Written instruction: In this exercise, return the whole listing exactly, excluding any images.

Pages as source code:
====

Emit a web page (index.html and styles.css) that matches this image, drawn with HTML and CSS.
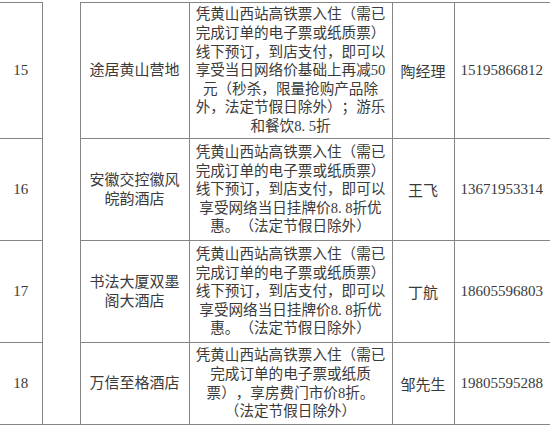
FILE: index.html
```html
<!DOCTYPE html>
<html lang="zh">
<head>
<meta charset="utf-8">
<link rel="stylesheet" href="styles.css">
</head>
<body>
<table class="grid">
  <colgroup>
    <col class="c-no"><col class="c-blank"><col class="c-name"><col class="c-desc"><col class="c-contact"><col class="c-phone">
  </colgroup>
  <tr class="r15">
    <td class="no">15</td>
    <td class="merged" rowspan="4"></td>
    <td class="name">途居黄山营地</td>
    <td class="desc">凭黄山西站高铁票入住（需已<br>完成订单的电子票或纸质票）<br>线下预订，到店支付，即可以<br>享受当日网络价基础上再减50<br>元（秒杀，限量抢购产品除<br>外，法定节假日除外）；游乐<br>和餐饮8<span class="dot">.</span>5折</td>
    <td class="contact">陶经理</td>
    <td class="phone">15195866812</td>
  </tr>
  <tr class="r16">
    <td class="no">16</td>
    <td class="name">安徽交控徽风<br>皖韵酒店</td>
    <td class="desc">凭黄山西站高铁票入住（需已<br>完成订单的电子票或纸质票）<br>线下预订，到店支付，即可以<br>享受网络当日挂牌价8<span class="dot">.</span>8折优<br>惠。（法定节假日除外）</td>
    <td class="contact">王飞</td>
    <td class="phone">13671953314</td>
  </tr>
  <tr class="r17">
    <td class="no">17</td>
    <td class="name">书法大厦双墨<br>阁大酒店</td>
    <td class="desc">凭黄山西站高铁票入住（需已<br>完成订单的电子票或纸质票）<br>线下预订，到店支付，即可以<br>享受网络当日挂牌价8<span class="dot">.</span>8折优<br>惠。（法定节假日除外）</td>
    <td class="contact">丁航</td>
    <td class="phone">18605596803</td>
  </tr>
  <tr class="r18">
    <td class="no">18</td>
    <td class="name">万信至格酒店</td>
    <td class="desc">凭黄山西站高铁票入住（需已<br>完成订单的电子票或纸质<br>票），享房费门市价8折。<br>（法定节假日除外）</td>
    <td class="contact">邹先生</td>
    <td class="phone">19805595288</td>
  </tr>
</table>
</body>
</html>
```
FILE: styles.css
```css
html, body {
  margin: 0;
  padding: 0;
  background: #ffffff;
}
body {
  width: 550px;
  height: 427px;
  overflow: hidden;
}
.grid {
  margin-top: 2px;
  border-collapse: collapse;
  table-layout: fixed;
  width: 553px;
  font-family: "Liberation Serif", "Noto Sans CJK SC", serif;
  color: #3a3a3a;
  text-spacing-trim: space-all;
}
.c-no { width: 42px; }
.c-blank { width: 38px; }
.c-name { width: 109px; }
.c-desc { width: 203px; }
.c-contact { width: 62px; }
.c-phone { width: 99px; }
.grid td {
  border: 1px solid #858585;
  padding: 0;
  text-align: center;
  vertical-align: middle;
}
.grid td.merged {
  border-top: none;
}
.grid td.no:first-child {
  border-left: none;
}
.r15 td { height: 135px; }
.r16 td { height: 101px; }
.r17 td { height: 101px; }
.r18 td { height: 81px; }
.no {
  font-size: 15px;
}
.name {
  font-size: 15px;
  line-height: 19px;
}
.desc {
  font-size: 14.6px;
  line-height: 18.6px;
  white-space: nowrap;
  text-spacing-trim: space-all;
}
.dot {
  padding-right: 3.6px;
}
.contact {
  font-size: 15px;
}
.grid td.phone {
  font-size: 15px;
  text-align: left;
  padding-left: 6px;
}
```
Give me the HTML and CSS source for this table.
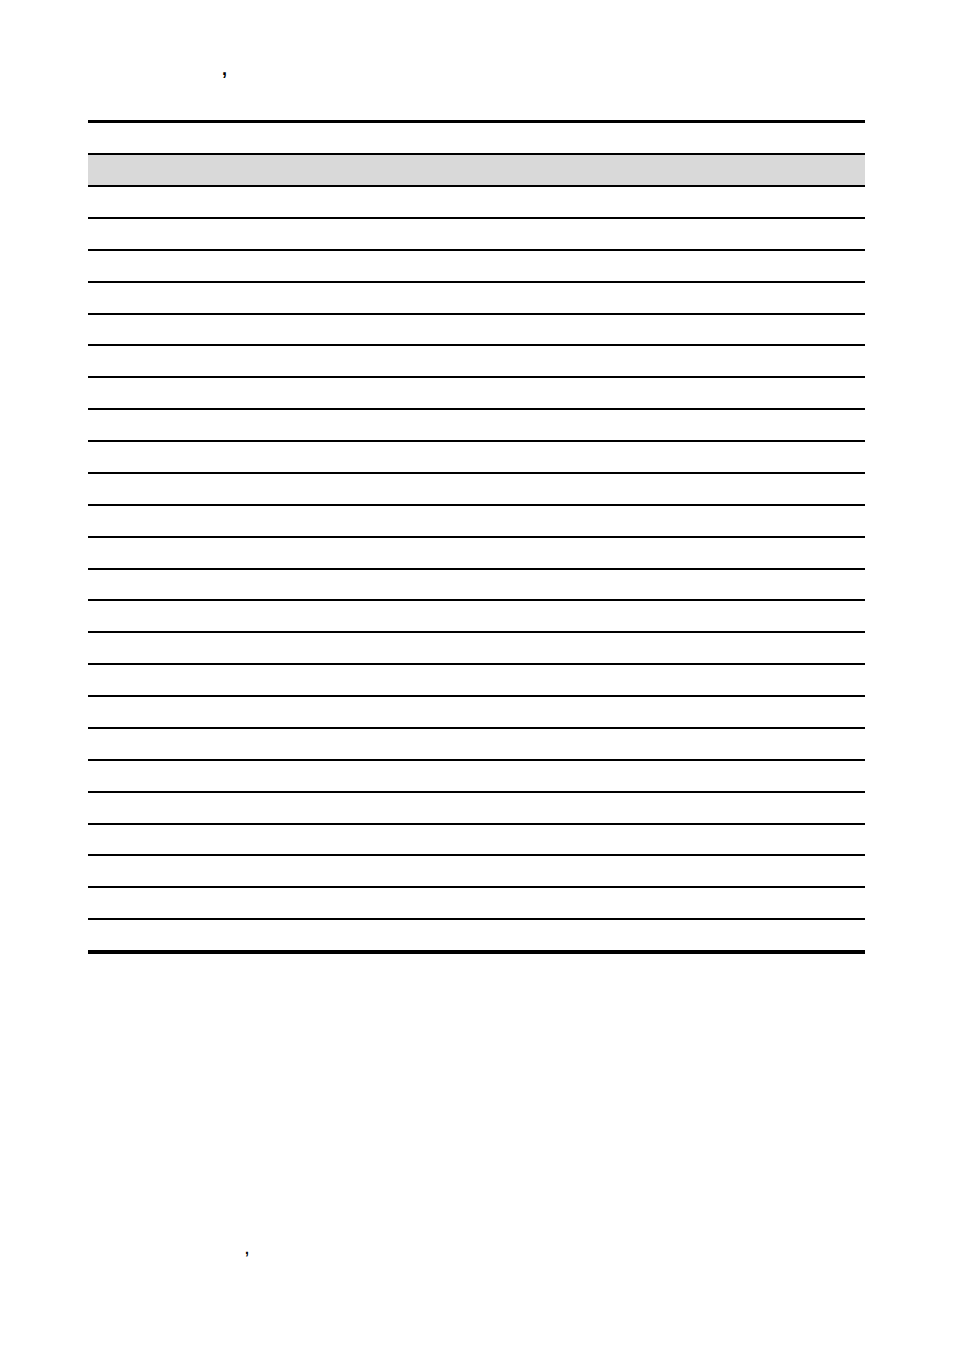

====

The output:
Emit a web page (index.html and styles.css) that matches this image, drawn with HTML and CSS.
FILE: index.html
```html
<!DOCTYPE html>
<html lang="zh">
<head>
<meta charset="utf-8">
<link rel="stylesheet" href="styles.css">
</head>
<body>
<table class="grid">
  <colgroup>
    <col class="c-no"><col class="c-blank"><col class="c-name"><col class="c-desc"><col class="c-contact"><col class="c-phone">
  </colgroup>
  <tr class="r15">
    <td class="no">15</td>
    <td class="merged" rowspan="4"></td>
    <td class="name">途居黄山营地</td>
    <td class="desc">凭黄山西站高铁票入住（需已<br>完成订单的电子票或纸质票）<br>线下预订，到店支付，即可以<br>享受当日网络价基础上再减50<br>元（秒杀，限量抢购产品除<br>外，法定节假日除外）；游乐<br>和餐饮8<span class="dot">.</span>5折</td>
    <td class="contact">陶经理</td>
    <td class="phone">15195866812</td>
  </tr>
  <tr class="r16">
    <td class="no">16</td>
    <td class="name">安徽交控徽风<br>皖韵酒店</td>
    <td class="desc">凭黄山西站高铁票入住（需已<br>完成订单的电子票或纸质票）<br>线下预订，到店支付，即可以<br>享受网络当日挂牌价8<span class="dot">.</span>8折优<br>惠。（法定节假日除外）</td>
    <td class="contact">王飞</td>
    <td class="phone">13671953314</td>
  </tr>
  <tr class="r17">
    <td class="no">17</td>
    <td class="name">书法大厦双墨<br>阁大酒店</td>
    <td class="desc">凭黄山西站高铁票入住（需已<br>完成订单的电子票或纸质票）<br>线下预订，到店支付，即可以<br>享受网络当日挂牌价8<span class="dot">.</span>8折优<br>惠。（法定节假日除外）</td>
    <td class="contact">丁航</td>
    <td class="phone">18605596803</td>
  </tr>
  <tr class="r18">
    <td class="no">18</td>
    <td class="name">万信至格酒店</td>
    <td class="desc">凭黄山西站高铁票入住（需已<br>完成订单的电子票或纸质<br>票），享房费门市价8折。<br>（法定节假日除外）</td>
    <td class="contact">邹先生</td>
    <td class="phone">19805595288</td>
  </tr>
</table>
</body>
</html>
```
FILE: styles.css
```css
html, body {
  margin: 0;
  padding: 0;
  background: #ffffff;
}
body {
  width: 550px;
  height: 427px;
  overflow: hidden;
}
.grid {
  margin-top: 2px;
  border-collapse: collapse;
  table-layout: fixed;
  width: 553px;
  font-family: "Liberation Serif", "Noto Sans CJK SC", serif;
  color: #3a3a3a;
  text-spacing-trim: space-all;
}
.c-no { width: 42px; }
.c-blank { width: 38px; }
.c-name { width: 109px; }
.c-desc { width: 203px; }
.c-contact { width: 62px; }
.c-phone { width: 99px; }
.grid td {
  border: 1px solid #858585;
  padding: 0;
  text-align: center;
  vertical-align: middle;
}
.grid td.merged {
  border-top: none;
}
.grid td.no:first-child {
  border-left: none;
}
.r15 td { height: 135px; }
.r16 td { height: 101px; }
.r17 td { height: 101px; }
.r18 td { height: 81px; }
.no {
  font-size: 15px;
}
.name {
  font-size: 15px;
  line-height: 19px;
}
.desc {
  font-size: 14.6px;
  line-height: 18.6px;
  white-space: nowrap;
  text-spacing-trim: space-all;
}
.dot {
  padding-right: 3.6px;
}
.contact {
  font-size: 15px;
}
.grid td.phone {
  font-size: 15px;
  text-align: left;
  padding-left: 6px;
}
```
Give me the HTML and CSS source for this table.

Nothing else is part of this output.